**Task objective:**
Check each line for the word "Tailwind" and report how many have it. Give nothing else.

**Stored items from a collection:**

___

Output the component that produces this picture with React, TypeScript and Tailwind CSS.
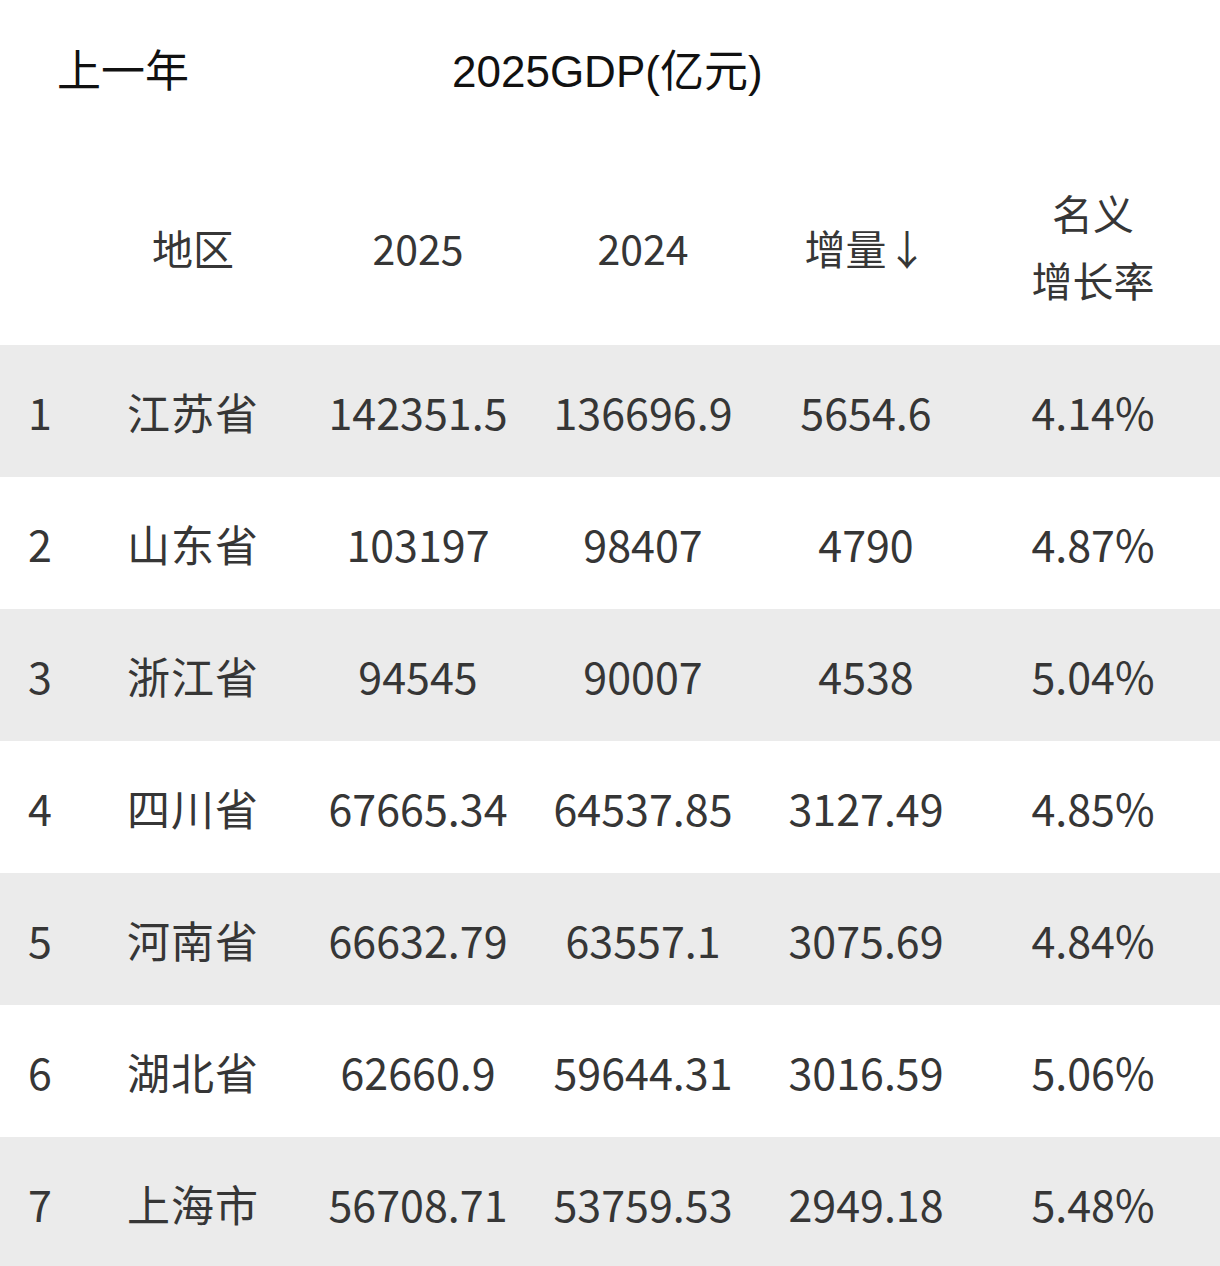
import React from 'react';

type Row = {
  rank: number;
  region: string;
  y2025: string;
  y2024: string;
  inc: string;
  rate: string;
};

const rows: Row[] = [
  { rank: 1, region: '江苏省', y2025: '142351.5', y2024: '136696.9', inc: '5654.6', rate: '4.14%' },
  { rank: 2, region: '山东省', y2025: '103197', y2024: '98407', inc: '4790', rate: '4.87%' },
  { rank: 3, region: '浙江省', y2025: '94545', y2024: '90007', inc: '4538', rate: '5.04%' },
  { rank: 4, region: '四川省', y2025: '67665.34', y2024: '64537.85', inc: '3127.49', rate: '4.85%' },
  { rank: 5, region: '河南省', y2025: '66632.79', y2024: '63557.1', inc: '3075.69', rate: '4.84%' },
  { rank: 6, region: '湖北省', y2025: '62660.9', y2024: '59644.31', inc: '3016.59', rate: '5.06%' },
  { rank: 7, region: '上海市', y2025: '56708.71', y2024: '53759.53', inc: '2949.18', rate: '5.48%' },
];

const cols = 'grid grid-cols-[80px_226px_224px_226px_220px_234px] items-center text-center';

const App: React.FC = () => {
  return (
    <div
      className="w-[1220px] h-[1266px] overflow-hidden bg-white text-[#363636]"
      style={{ fontFamily: '"Noto Sans CJK SC", "Noto Sans", sans-serif' }}
    >
      {/* title bar */}
      <div
        className="h-[150px] flex items-start pt-[48px] text-[44px] leading-[48px] text-[#111111]"
        style={{ fontFamily: '"Liberation Sans", "Noto Sans CJK SC", sans-serif' }}
      >
        <span className="ml-[57px]">上一年</span>
        <span className="ml-[263px]">2025GDP(亿元)</span>
      </div>

      {/* header */}
      <div className={`${cols} h-[195px] text-[41px]`}>
        <div />
        <div>地区</div>
        <div>2025</div>
        <div>2024</div>
        <div>增量↓</div>
        <div className="leading-[67px] -mt-[4px]">
          名义
          <br />
          增长率
        </div>
      </div>

      {/* rows */}
      {rows.map((r, i) => (
        <div
          key={r.rank}
          className={`${cols} h-[132px] text-[43px] ${i % 2 === 0 ? 'bg-[#ebebeb]' : 'bg-white'}`}
        >
          <div>{r.rank}</div>
          <div className="tracking-[1px]">{r.region}</div>
          <div>{r.y2025}</div>
          <div>{r.y2024}</div>
          <div>{r.inc}</div>
          <div>{r.rate}</div>
        </div>
      ))}
    </div>
  );
};

export default App;
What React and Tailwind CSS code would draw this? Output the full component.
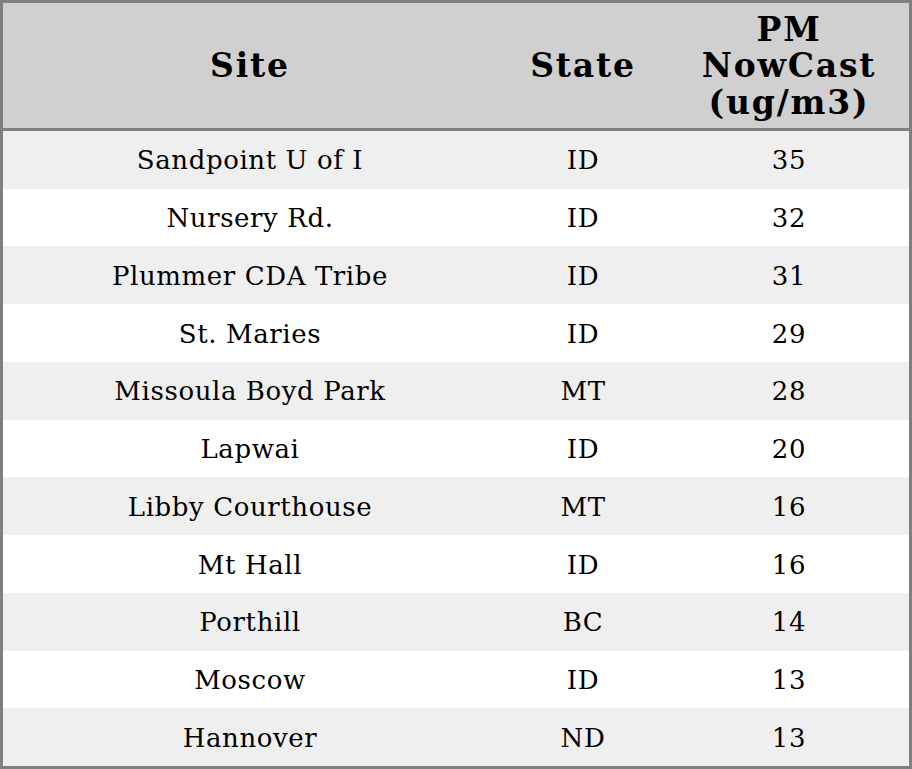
import React from "react";

const rows = [
  ["Sandpoint U of I", "ID", "35"],
  ["Nursery Rd.", "ID", "32"],
  ["Plummer CDA Tribe", "ID", "31"],
  ["St. Maries", "ID", "29"],
  ["Missoula Boyd Park", "MT", "28"],
  ["Lapwai", "ID", "20"],
  ["Libby Courthouse", "MT", "16"],
  ["Mt Hall", "ID", "16"],
  ["Porthill", "BC", "14"],
  ["Moscow", "ID", "13"],
  ["Hannover", "ND", "13"],
];

export default function App() {
  return (
    <div
      className="w-[912px] h-[769px] border-[3px] border-[#808080] bg-white text-black flex flex-col"
      style={{ fontFamily: '"DejaVu Serif", serif' }}
    >
      <div className="grid grid-cols-[494px_172px_240px] h-[128px] bg-[#d0d0d0] border-b-[3px] border-[#808080] font-bold text-[33px] leading-[36.5px] tracking-[1.8px] shrink-0">
        <div className="flex items-center justify-center text-center pt-[2px]">Site</div>
        <div className="flex items-center justify-center text-center pt-[2px]">State</div>
        <div className="flex items-center justify-center text-center pt-[2px]">
          PM
          <br />
          NowCast
          <br />
          (ug/m3)
        </div>
      </div>
      <div className="flex flex-col flex-1">
        {rows.map((r, i) => (
          <div
            key={i}
            className={`grid grid-cols-[494px_172px_240px] flex-1 text-[26px] tracking-[0.6px] items-center pt-[2px] ${
              i % 2 === 0 ? "bg-[#efefef]" : "bg-white"
            }`}
          >
            <div className="text-center">{r[0]}</div>
            <div className="text-center">{r[1]}</div>
            <div className="text-center">{r[2]}</div>
          </div>
        ))}
      </div>
    </div>
  );
}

___

**Reply:**
2